╭─ Dataset records

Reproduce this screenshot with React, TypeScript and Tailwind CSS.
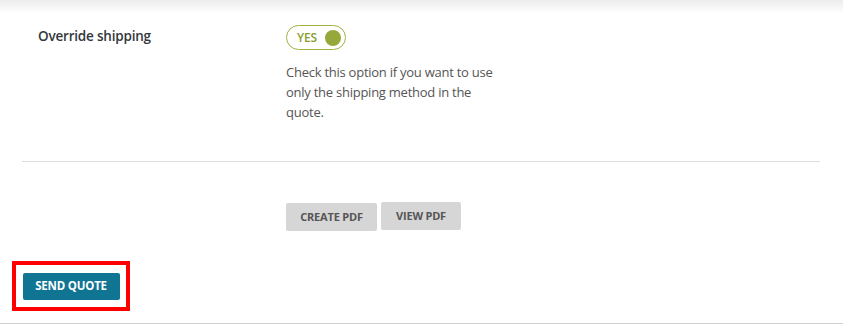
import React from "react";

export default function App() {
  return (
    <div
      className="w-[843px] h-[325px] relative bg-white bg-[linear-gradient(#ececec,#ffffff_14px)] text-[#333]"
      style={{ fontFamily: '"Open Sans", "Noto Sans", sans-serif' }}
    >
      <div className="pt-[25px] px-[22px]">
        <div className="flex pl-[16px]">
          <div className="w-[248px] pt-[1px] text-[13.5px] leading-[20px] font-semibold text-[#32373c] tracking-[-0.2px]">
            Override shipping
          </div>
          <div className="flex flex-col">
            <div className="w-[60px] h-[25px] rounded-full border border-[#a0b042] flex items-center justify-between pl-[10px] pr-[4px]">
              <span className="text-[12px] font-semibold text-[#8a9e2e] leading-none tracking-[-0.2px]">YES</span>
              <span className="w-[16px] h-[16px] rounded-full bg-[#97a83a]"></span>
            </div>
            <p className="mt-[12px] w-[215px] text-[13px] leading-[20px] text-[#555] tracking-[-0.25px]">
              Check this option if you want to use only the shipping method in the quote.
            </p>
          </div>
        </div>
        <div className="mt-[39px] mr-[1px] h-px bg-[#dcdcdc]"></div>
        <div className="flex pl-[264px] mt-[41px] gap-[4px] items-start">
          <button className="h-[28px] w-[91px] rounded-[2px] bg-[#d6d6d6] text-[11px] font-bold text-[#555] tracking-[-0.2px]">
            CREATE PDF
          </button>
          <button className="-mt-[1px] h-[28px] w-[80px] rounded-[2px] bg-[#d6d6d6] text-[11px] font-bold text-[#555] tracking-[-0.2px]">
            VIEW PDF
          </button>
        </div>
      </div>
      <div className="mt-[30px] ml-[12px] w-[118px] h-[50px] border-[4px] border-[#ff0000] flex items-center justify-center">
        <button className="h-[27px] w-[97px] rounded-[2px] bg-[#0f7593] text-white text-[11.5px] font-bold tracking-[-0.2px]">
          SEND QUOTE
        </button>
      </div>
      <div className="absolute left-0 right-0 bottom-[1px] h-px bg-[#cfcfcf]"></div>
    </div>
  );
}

╰─
╭─ Dataset records

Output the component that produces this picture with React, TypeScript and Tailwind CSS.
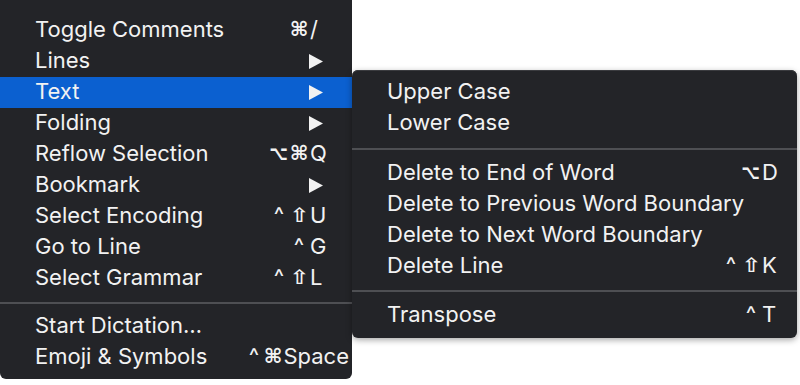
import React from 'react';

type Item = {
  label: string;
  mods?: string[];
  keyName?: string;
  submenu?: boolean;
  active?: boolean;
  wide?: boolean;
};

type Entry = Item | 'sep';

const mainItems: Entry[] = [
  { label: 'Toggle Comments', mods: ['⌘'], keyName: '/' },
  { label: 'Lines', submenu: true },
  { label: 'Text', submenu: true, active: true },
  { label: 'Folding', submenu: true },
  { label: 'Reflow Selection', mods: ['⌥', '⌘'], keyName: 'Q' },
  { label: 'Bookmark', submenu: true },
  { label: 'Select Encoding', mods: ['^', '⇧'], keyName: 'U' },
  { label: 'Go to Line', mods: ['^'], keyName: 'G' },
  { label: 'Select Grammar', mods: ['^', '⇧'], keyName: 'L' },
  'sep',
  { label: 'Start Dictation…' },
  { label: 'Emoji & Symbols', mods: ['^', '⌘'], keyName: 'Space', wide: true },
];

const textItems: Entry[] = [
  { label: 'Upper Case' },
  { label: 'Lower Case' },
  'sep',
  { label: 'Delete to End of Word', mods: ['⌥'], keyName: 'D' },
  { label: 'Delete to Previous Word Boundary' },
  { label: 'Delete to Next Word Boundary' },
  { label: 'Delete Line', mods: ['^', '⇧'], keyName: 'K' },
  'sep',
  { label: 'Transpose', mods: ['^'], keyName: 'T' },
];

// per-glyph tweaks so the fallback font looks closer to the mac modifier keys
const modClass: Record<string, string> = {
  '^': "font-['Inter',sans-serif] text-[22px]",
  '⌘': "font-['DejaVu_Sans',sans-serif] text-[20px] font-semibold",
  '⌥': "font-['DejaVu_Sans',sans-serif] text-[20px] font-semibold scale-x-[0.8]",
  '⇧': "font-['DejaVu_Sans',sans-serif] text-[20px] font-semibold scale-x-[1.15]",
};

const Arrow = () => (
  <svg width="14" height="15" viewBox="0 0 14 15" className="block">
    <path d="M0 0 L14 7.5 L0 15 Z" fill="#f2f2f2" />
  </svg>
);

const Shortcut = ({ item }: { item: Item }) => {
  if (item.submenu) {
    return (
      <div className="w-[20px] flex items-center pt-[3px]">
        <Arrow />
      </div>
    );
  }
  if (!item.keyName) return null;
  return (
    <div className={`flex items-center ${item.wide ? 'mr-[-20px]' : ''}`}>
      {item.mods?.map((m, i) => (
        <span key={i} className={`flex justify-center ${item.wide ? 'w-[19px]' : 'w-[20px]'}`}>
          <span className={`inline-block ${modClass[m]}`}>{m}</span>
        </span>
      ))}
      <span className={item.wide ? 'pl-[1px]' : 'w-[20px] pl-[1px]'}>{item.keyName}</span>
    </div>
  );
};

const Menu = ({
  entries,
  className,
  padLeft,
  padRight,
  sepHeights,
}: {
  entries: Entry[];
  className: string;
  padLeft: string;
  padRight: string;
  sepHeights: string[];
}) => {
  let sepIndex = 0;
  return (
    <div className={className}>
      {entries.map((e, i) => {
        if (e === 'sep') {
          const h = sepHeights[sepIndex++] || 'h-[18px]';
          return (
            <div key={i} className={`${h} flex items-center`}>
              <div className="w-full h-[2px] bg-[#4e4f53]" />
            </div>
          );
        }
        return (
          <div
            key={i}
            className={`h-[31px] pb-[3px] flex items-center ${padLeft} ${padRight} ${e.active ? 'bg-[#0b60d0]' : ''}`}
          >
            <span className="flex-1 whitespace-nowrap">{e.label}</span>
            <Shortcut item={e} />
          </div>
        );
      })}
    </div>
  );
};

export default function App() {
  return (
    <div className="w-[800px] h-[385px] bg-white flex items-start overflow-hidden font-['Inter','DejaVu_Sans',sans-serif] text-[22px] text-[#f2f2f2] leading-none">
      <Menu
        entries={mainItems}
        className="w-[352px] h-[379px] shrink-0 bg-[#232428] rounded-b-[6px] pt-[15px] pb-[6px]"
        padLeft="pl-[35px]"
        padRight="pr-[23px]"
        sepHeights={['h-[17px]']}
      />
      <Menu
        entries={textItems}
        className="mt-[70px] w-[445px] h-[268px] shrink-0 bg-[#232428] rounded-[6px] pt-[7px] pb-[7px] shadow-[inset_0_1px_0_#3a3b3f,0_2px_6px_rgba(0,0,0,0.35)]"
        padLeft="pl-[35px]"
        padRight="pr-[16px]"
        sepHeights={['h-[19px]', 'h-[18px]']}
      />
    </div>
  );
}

╰─
╭─ Dataset records

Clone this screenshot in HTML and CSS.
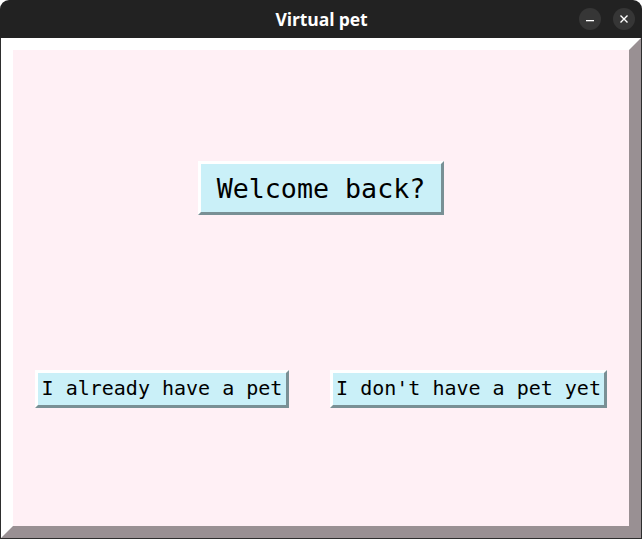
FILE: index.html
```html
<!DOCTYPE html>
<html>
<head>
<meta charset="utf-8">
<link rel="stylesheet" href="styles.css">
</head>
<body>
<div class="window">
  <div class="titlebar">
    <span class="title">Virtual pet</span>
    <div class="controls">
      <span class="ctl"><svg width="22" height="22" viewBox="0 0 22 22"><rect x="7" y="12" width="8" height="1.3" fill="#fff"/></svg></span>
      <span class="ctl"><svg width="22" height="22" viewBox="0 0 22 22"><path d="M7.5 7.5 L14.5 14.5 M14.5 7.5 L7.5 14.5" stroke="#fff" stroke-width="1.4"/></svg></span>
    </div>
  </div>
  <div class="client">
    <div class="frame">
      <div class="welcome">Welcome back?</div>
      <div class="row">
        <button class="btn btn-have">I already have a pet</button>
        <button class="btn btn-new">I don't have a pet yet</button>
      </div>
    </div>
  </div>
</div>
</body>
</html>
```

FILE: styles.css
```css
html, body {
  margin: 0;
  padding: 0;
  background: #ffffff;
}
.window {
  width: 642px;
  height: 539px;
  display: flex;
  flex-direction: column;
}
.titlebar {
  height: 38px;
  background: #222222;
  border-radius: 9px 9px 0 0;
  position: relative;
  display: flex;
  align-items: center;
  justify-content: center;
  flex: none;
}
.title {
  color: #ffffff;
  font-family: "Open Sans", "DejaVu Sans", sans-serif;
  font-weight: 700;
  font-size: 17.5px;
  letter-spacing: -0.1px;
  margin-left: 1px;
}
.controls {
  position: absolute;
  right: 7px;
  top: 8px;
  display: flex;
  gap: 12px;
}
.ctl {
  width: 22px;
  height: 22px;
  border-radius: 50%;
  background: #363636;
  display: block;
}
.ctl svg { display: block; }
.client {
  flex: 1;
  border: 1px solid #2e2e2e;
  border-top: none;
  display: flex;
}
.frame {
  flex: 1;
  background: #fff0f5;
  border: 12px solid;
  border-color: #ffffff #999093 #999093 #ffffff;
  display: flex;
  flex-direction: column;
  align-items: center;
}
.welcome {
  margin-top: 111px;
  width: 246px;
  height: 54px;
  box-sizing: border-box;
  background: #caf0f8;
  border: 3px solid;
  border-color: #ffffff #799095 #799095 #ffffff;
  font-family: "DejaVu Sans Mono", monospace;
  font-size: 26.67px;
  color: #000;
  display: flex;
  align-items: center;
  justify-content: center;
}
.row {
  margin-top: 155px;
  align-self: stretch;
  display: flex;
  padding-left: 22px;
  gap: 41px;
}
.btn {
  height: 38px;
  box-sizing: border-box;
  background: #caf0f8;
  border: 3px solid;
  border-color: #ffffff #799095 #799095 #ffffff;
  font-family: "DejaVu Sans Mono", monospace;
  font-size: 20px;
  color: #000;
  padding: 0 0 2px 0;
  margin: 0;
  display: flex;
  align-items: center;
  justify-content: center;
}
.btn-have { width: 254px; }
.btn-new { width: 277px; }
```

╰─

Work out how many lines of the listing above include the word "this". Report only the number.

4